▸ Entries
########################################
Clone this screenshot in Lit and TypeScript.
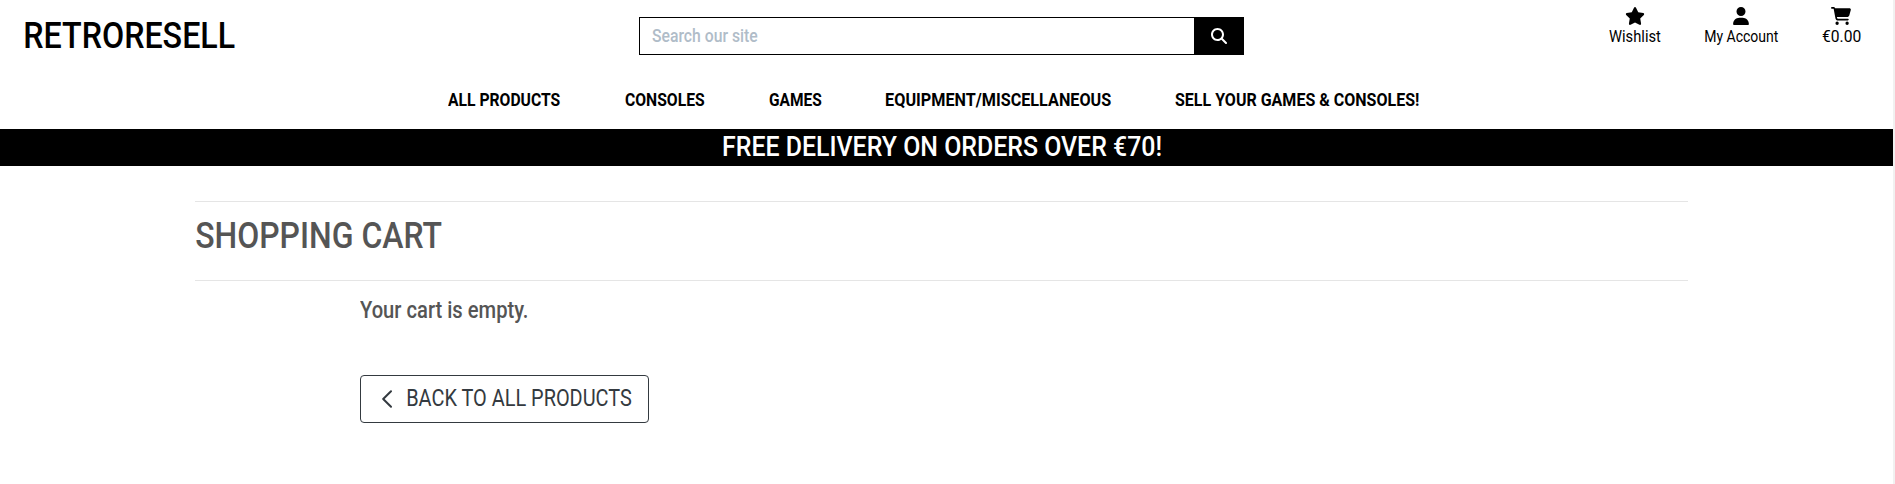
########################################
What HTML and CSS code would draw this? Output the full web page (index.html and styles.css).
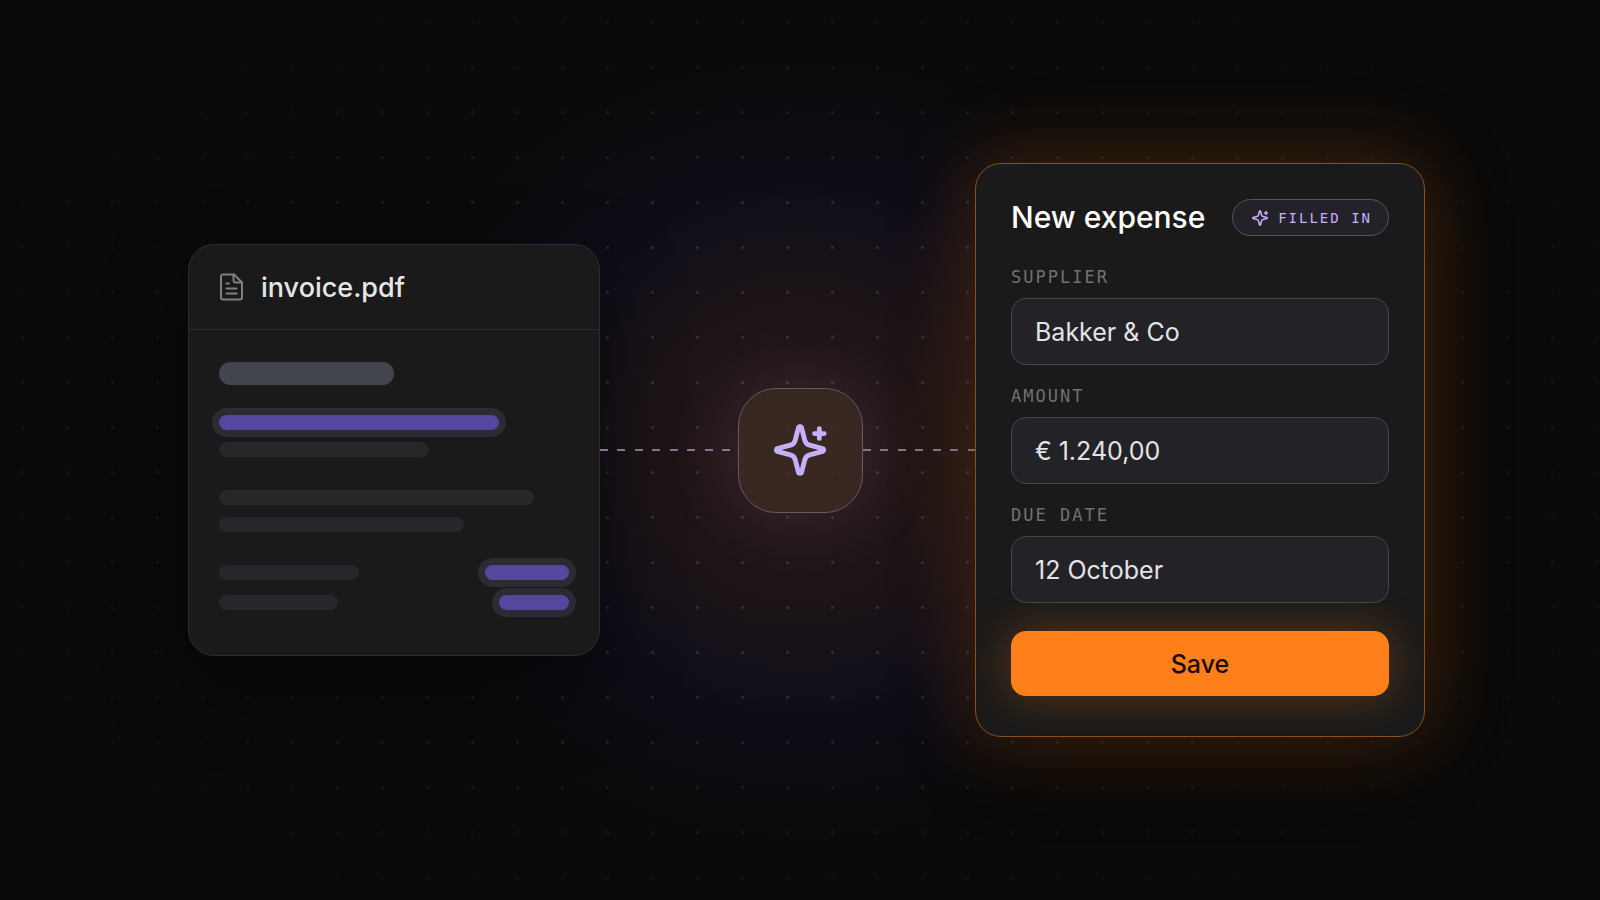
########################################
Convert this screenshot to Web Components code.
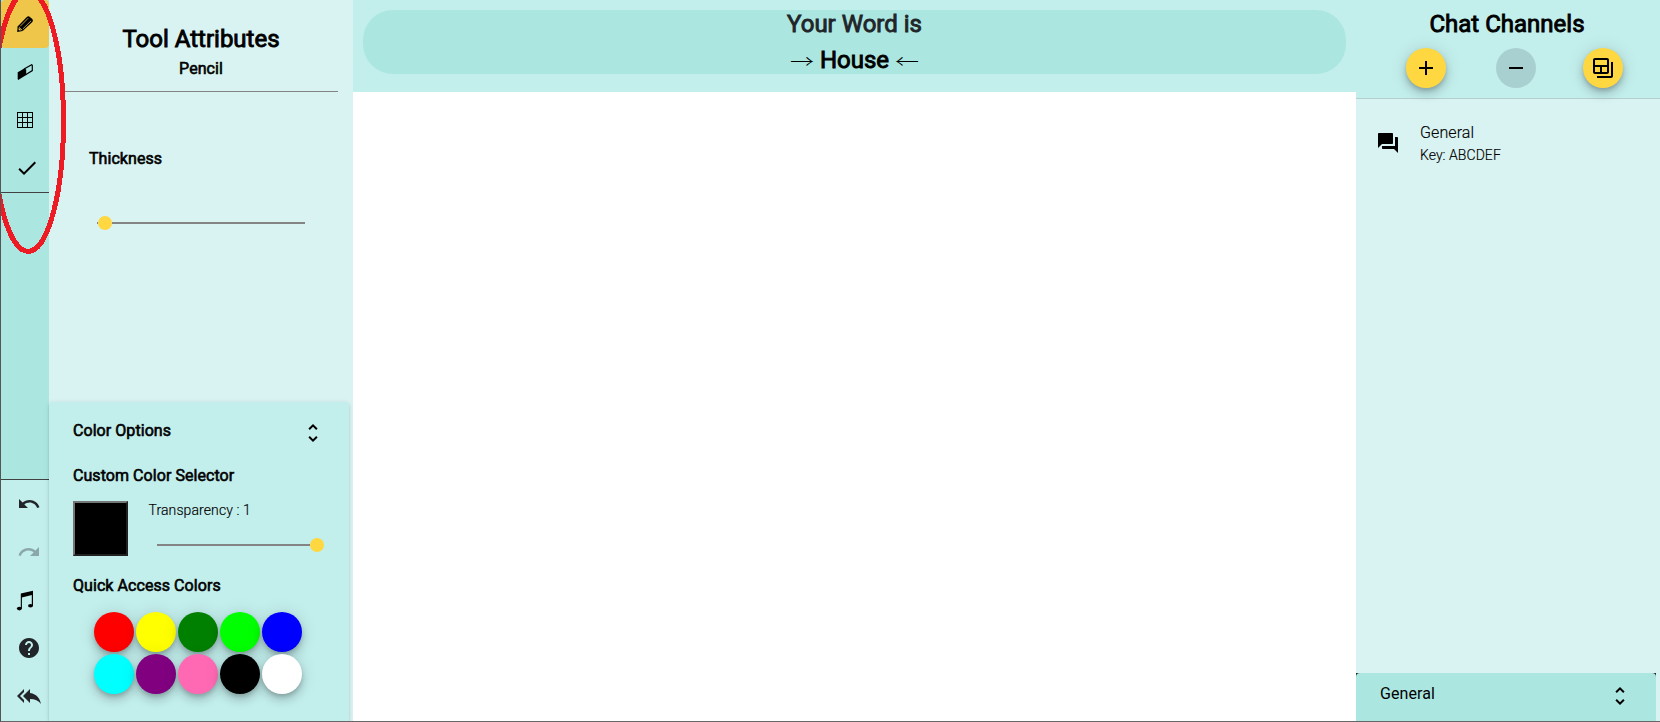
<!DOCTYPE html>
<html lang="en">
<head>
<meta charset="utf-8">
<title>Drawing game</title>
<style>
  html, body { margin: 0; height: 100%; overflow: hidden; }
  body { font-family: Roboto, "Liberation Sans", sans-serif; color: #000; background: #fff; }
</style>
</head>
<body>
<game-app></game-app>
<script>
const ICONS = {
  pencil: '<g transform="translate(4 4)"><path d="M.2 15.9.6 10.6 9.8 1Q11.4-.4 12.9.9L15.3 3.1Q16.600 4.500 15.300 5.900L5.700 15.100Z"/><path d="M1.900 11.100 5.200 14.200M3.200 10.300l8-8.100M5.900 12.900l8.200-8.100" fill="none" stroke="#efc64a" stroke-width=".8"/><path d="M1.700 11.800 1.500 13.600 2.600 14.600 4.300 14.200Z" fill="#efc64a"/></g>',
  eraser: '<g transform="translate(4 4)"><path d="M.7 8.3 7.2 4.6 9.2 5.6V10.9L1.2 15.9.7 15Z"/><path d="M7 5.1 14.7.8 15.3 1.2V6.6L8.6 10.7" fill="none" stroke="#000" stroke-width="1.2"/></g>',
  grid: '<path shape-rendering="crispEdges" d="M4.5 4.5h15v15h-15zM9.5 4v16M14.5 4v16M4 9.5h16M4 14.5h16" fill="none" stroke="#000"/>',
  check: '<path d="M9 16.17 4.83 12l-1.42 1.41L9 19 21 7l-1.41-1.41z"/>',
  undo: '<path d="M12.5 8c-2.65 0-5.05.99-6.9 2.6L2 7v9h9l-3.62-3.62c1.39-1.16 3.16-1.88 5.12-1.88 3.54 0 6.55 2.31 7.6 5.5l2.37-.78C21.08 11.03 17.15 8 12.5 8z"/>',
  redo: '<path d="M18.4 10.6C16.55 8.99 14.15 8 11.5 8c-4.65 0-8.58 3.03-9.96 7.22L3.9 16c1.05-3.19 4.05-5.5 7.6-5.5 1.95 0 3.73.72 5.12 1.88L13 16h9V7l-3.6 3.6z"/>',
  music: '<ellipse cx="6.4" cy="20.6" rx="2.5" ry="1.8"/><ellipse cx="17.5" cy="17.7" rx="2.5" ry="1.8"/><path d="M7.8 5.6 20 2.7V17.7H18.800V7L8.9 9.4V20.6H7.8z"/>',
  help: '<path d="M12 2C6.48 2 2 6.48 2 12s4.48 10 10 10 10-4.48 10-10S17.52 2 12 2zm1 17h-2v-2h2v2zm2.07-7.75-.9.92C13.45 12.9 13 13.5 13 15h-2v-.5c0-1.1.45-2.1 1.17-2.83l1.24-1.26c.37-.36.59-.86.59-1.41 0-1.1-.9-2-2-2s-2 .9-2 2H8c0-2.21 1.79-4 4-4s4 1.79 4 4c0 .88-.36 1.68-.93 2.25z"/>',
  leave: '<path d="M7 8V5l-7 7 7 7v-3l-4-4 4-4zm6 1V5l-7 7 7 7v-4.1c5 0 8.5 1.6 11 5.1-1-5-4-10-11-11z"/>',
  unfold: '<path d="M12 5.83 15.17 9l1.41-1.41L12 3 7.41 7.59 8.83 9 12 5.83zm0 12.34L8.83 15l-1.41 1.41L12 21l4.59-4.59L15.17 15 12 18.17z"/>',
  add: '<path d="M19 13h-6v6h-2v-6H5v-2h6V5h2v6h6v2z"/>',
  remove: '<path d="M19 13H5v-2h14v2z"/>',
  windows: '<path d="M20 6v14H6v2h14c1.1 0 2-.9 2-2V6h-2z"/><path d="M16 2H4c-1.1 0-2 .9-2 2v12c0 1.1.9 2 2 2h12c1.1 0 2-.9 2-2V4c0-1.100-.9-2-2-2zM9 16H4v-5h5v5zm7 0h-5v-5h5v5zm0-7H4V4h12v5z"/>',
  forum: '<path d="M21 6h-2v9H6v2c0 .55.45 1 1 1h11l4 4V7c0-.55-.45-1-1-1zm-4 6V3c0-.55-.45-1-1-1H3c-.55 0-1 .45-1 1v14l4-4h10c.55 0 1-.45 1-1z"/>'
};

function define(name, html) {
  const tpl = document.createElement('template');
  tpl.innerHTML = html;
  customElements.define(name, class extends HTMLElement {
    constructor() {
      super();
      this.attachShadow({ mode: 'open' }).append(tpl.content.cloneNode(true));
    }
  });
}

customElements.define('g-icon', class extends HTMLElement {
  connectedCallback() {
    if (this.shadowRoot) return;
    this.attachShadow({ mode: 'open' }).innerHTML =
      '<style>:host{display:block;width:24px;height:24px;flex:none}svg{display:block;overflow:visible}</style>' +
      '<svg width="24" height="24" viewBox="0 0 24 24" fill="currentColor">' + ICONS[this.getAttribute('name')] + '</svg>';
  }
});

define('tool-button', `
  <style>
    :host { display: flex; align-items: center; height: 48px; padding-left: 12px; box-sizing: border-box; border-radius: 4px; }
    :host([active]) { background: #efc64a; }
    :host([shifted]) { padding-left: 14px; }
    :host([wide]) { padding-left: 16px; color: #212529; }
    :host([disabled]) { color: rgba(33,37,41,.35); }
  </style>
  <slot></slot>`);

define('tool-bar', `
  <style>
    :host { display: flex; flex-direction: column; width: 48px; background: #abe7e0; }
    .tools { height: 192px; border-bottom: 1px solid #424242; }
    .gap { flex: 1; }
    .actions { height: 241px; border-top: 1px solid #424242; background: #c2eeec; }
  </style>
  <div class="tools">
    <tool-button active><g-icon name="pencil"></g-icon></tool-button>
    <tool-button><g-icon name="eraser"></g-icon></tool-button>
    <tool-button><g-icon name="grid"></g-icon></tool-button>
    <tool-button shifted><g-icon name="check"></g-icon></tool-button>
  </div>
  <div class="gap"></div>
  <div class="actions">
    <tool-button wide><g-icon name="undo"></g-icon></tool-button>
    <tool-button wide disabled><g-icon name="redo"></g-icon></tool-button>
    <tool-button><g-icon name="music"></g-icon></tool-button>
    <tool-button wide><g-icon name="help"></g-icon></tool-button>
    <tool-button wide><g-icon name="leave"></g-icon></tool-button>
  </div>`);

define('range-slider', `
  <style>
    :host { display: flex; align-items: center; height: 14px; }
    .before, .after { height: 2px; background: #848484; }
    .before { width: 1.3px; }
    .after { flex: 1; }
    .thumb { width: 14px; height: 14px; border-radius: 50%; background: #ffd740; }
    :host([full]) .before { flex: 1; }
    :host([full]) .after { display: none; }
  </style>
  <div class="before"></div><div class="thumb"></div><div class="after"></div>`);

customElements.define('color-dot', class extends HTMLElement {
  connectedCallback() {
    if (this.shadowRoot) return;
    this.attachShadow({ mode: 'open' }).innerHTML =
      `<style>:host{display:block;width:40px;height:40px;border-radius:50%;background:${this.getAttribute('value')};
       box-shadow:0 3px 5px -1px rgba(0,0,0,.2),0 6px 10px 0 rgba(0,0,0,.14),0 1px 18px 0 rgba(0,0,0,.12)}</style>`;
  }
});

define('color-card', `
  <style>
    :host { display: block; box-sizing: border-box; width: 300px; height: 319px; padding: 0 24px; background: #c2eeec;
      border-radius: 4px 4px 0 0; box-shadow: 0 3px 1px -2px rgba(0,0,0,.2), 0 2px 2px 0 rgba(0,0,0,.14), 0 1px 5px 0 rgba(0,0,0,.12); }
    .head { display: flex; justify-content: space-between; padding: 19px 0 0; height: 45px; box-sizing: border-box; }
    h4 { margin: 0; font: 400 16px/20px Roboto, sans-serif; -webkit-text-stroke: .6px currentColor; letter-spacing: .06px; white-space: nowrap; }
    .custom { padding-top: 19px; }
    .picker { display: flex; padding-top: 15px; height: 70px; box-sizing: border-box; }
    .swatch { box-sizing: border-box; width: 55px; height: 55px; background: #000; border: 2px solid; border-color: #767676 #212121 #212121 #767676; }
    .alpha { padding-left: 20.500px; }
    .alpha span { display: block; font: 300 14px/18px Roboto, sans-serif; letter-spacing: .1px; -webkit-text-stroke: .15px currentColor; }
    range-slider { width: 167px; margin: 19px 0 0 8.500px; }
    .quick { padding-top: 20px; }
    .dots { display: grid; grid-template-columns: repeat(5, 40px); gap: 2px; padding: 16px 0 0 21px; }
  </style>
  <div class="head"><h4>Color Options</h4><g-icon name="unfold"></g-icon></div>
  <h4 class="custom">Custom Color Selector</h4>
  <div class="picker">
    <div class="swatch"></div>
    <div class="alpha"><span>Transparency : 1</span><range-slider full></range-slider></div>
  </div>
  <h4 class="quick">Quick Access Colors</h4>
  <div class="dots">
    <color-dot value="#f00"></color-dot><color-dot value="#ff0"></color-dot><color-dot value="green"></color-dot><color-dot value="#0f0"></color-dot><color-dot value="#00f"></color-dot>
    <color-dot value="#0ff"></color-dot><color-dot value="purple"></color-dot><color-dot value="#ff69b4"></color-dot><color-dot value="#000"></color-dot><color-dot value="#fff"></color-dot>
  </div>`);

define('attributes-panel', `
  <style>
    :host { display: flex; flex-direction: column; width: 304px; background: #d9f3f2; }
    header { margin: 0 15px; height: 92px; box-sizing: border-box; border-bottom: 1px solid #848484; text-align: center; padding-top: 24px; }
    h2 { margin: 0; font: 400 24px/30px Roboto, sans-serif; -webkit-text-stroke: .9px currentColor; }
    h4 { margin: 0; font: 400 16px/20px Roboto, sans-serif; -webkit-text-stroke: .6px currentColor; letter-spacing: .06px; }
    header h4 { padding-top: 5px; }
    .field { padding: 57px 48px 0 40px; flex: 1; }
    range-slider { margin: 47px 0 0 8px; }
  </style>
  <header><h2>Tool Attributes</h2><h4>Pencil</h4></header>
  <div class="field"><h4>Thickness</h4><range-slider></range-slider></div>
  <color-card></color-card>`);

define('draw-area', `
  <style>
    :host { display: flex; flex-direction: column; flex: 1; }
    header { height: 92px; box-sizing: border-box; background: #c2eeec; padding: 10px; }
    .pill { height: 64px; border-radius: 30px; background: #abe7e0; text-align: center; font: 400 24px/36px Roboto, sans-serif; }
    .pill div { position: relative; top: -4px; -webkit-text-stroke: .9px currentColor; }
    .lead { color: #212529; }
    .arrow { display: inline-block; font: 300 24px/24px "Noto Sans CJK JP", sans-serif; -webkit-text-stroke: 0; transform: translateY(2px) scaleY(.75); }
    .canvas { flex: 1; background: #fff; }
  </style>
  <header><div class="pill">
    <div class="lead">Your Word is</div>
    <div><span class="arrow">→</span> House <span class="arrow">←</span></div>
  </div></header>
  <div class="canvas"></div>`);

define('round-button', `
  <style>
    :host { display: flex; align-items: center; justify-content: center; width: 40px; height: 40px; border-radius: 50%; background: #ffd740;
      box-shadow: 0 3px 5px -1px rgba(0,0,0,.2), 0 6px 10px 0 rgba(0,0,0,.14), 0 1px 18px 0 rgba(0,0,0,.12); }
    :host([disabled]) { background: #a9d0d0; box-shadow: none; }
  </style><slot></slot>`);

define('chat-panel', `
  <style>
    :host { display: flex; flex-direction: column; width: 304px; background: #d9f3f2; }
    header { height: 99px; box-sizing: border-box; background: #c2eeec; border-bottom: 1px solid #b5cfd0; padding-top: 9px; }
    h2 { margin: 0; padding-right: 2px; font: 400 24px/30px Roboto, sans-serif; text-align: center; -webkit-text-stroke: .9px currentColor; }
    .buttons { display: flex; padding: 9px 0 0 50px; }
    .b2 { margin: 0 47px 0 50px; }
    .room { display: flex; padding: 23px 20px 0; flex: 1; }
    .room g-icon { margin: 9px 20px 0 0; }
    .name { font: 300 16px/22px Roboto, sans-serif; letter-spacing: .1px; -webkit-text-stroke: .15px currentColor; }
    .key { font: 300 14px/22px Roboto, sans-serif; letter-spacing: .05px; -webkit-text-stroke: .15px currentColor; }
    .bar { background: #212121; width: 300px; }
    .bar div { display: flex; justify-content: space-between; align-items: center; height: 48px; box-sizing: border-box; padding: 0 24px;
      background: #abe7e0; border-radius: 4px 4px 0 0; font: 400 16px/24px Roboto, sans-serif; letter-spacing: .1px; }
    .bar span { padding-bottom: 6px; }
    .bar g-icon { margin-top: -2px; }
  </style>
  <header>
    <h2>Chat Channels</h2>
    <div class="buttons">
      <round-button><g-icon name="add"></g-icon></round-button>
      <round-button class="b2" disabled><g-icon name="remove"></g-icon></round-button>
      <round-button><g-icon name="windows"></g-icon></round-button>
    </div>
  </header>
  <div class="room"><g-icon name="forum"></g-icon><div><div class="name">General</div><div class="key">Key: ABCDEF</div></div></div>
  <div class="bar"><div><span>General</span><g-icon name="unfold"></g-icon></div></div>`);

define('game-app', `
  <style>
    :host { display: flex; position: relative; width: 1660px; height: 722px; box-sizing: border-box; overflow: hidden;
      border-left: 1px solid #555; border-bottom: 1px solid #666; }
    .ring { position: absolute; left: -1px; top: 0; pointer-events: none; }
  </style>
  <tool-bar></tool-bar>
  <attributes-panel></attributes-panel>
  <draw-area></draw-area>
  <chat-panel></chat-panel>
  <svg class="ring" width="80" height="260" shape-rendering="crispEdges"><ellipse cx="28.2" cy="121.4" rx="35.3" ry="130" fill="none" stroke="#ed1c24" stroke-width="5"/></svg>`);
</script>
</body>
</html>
########################################
▸ Work to do
Select all lines with the word "code" from the entries above.

▸ Solution below
What HTML and CSS code would draw this? Output the full web page (index.html and styles.css).
Convert this screenshot to Web Components code.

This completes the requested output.